### PROBLEM:
Pull out every line below that holds the word "React".

━━━━━━━━━━━━━━━━━━━━━━━━━━━━━━

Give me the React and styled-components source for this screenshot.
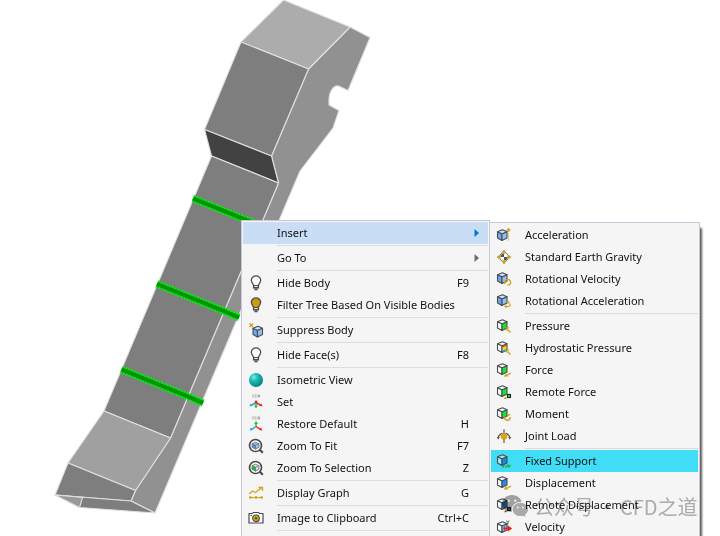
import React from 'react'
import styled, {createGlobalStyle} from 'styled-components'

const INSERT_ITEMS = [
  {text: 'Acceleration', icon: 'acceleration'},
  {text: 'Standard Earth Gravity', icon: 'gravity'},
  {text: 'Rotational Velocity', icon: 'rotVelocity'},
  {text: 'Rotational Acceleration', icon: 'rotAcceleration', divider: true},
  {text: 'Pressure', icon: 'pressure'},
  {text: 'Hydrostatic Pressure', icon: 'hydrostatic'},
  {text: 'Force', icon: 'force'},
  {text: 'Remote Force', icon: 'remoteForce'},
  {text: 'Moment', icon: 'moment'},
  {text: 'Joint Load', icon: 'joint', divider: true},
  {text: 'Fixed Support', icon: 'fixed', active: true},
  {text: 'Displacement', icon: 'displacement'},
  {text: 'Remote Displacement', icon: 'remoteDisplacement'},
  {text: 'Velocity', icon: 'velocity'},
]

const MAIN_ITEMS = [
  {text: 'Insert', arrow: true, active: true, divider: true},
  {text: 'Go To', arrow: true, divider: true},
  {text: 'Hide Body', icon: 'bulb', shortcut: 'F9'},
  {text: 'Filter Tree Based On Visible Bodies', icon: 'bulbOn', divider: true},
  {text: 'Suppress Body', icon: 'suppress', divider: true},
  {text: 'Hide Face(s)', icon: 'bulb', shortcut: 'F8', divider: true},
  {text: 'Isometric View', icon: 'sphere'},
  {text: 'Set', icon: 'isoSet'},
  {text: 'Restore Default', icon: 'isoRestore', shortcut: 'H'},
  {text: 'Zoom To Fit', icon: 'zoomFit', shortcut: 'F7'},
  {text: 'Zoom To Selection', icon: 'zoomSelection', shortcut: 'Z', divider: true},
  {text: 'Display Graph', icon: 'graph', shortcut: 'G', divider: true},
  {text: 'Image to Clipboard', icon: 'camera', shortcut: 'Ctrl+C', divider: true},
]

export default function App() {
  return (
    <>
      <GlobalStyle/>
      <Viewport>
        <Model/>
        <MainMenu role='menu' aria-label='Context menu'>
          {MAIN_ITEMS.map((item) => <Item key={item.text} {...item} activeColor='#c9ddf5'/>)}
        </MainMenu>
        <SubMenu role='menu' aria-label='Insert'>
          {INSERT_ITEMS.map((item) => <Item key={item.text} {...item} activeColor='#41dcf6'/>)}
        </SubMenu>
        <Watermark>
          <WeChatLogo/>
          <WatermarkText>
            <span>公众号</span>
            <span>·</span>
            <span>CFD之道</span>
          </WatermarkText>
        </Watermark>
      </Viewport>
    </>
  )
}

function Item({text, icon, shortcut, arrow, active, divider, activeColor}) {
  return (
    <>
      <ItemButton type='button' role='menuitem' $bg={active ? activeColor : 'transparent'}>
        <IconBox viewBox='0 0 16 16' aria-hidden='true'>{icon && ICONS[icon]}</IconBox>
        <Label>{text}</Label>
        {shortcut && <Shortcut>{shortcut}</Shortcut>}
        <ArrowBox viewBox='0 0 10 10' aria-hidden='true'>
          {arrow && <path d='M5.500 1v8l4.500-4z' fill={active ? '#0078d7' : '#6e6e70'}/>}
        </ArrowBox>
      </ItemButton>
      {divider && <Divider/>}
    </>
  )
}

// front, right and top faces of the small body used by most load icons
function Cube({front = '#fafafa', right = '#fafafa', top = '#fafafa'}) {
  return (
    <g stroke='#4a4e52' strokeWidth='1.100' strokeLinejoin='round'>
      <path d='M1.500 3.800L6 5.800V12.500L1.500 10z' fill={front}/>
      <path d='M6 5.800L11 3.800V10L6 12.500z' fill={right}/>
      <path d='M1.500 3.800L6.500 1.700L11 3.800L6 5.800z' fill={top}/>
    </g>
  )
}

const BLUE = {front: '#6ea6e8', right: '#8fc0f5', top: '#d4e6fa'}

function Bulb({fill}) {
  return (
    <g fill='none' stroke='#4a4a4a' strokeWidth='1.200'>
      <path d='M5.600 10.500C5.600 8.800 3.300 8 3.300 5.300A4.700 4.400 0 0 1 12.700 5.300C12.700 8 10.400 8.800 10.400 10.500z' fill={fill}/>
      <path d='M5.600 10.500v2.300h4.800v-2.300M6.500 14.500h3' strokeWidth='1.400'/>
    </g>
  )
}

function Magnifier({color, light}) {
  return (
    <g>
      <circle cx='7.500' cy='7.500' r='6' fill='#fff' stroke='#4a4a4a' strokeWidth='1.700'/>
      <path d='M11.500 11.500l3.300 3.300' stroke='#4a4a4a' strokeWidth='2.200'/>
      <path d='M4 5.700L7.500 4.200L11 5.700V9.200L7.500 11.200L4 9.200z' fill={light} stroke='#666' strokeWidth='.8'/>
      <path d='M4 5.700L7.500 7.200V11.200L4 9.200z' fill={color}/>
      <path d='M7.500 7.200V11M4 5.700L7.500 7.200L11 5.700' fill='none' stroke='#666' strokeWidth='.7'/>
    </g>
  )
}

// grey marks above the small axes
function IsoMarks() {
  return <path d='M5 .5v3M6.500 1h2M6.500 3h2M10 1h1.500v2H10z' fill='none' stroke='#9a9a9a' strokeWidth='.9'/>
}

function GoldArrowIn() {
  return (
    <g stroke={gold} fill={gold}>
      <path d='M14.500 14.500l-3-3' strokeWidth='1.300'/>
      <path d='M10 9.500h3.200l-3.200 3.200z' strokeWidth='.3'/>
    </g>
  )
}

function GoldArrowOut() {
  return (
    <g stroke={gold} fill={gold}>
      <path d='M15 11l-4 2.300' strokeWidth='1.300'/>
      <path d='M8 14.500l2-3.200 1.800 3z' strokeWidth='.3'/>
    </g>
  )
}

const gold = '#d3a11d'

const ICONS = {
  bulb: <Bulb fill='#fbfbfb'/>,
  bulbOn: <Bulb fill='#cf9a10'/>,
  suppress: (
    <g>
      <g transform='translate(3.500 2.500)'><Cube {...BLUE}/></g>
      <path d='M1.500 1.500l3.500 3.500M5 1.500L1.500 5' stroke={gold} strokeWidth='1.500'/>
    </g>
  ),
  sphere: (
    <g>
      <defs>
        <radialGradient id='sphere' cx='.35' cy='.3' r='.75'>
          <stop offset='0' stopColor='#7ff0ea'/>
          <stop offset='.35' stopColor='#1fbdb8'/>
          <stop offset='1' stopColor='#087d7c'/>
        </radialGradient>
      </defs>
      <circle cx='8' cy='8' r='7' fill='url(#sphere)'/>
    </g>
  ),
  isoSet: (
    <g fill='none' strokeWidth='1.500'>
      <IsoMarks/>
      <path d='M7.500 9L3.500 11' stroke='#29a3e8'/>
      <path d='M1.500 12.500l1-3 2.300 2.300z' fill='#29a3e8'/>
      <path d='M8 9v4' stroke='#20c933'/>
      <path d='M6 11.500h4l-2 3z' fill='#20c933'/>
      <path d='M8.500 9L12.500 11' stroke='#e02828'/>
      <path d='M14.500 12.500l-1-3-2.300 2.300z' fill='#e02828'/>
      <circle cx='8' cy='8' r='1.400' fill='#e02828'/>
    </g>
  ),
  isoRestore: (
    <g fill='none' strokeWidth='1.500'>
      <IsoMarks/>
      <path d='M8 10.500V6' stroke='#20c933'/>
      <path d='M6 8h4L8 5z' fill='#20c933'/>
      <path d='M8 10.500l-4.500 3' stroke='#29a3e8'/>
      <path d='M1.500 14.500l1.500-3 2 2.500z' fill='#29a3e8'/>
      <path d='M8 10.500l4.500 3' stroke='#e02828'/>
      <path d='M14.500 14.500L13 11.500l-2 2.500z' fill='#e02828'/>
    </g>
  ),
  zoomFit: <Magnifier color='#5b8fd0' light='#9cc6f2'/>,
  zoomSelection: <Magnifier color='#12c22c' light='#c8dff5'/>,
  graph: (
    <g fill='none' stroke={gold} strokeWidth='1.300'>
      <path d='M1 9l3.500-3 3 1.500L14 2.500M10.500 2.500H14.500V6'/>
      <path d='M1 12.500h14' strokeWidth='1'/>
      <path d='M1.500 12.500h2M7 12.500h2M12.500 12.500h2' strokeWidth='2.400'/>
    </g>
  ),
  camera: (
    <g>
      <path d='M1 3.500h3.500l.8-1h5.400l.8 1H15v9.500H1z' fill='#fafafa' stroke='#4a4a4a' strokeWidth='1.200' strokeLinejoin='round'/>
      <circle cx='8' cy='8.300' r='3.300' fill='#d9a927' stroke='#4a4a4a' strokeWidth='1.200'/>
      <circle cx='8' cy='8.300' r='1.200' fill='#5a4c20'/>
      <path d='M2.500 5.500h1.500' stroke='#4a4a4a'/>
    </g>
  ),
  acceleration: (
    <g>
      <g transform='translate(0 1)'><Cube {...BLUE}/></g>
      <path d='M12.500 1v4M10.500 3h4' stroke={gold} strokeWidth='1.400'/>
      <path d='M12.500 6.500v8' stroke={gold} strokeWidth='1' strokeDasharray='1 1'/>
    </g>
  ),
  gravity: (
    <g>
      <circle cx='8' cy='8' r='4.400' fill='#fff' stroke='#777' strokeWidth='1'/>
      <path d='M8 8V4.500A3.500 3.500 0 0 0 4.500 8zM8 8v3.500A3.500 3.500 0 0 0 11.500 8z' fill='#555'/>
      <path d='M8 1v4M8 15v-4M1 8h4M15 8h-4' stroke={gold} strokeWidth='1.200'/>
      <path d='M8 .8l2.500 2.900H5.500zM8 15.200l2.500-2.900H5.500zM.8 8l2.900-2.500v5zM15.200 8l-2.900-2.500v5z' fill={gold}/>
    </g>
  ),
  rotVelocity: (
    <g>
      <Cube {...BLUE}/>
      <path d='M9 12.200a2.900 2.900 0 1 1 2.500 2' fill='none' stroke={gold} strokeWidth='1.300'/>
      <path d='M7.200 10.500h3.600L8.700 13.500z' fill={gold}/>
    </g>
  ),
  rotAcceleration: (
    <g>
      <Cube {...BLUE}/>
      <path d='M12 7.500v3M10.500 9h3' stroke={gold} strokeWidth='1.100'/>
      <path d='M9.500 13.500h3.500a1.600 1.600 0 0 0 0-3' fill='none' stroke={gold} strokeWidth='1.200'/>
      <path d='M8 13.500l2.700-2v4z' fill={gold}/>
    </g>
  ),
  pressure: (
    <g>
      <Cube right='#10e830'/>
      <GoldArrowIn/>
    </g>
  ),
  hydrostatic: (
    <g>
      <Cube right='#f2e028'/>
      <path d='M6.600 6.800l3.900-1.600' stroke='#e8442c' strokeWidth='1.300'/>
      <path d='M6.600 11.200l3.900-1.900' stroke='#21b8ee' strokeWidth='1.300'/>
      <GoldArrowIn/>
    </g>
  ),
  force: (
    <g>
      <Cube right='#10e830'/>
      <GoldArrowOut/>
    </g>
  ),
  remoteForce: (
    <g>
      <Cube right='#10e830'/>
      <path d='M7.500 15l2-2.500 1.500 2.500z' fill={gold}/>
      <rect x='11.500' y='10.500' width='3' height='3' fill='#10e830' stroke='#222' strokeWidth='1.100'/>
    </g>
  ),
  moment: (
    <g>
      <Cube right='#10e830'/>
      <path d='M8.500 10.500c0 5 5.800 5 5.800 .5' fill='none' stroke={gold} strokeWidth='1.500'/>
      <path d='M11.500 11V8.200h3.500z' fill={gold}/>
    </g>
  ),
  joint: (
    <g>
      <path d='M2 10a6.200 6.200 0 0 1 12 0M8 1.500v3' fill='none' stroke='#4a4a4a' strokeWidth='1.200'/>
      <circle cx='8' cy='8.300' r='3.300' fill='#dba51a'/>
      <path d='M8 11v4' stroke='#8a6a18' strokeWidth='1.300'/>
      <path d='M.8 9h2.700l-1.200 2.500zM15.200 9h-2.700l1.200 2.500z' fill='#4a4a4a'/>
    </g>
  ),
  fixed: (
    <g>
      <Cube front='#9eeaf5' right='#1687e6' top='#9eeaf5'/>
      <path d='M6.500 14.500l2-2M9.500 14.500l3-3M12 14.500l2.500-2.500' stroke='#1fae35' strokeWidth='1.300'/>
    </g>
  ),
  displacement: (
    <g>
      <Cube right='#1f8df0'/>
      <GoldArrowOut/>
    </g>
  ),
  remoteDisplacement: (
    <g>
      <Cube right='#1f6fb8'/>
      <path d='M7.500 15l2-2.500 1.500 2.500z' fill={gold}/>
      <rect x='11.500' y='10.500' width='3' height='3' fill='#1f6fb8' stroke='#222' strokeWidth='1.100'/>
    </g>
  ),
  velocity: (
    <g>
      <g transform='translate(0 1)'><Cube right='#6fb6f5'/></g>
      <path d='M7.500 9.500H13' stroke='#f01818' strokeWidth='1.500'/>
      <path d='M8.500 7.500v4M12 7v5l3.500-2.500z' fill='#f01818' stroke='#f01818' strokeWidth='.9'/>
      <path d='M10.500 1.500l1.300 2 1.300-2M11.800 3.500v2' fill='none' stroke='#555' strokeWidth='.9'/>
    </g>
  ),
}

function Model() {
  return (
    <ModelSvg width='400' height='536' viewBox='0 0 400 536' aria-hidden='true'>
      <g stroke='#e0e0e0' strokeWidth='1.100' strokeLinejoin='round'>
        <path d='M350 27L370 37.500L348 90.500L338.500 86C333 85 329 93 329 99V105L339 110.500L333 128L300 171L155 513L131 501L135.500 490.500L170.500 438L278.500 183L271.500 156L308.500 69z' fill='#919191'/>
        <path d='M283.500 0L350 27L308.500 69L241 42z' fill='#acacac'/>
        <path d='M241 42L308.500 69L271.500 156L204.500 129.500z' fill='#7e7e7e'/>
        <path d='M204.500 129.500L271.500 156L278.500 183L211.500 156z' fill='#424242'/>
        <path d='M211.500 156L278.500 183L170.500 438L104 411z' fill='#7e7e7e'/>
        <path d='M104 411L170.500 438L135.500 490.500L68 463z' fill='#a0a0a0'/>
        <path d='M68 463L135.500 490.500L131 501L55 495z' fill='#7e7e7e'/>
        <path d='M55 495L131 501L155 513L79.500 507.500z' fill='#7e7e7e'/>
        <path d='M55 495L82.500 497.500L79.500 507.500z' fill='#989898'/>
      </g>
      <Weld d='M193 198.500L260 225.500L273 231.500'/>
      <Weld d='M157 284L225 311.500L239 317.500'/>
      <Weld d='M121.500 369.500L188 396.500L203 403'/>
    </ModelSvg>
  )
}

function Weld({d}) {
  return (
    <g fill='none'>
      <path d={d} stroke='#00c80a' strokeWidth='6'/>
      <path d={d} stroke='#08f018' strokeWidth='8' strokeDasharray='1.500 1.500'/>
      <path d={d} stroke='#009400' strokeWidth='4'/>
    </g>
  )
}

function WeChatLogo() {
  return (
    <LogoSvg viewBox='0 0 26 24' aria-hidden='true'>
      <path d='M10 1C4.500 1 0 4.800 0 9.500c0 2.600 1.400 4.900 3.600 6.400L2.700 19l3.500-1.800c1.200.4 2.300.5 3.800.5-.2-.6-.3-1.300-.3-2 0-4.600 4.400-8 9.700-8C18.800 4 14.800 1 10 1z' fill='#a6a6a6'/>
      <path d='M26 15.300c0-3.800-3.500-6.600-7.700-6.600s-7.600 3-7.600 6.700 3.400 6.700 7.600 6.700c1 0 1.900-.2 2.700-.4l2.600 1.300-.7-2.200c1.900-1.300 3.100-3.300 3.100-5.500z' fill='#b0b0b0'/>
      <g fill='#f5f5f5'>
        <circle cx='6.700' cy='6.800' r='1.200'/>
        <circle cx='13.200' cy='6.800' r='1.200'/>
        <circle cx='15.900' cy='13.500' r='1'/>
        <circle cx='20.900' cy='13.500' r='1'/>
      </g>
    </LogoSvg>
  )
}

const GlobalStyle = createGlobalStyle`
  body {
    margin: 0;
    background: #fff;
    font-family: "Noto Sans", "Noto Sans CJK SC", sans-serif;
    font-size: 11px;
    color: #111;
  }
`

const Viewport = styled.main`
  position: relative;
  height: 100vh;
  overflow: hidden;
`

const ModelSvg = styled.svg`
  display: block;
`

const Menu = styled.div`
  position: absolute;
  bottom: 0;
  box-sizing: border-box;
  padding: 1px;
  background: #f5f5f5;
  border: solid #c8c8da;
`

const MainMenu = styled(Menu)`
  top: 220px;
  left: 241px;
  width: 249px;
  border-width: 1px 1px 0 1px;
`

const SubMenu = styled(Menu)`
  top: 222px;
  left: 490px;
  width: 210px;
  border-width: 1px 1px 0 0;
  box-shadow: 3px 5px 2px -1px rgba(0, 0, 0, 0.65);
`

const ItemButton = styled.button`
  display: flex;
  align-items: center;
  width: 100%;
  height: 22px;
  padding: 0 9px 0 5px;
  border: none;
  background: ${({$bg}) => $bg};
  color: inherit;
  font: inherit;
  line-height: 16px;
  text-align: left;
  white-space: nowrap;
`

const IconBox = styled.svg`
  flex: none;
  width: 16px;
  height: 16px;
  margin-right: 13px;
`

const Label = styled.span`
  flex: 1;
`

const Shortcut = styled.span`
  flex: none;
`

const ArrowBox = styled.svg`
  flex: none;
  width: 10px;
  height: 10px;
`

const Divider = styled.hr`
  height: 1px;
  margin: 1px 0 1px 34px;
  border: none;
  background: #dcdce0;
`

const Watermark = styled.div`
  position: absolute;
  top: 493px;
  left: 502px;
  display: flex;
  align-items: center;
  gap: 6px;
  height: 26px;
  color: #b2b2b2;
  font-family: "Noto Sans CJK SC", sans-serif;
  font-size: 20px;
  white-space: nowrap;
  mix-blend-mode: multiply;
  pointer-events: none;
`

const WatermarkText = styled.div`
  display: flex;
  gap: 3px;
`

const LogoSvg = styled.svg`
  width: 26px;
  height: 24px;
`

━━━━━━━━━━━━━━━━━━━━━━━━━━━━━━

### FINISHED ANSWER:
Give me the React and styled-components source for this screenshot.
import React from 'react'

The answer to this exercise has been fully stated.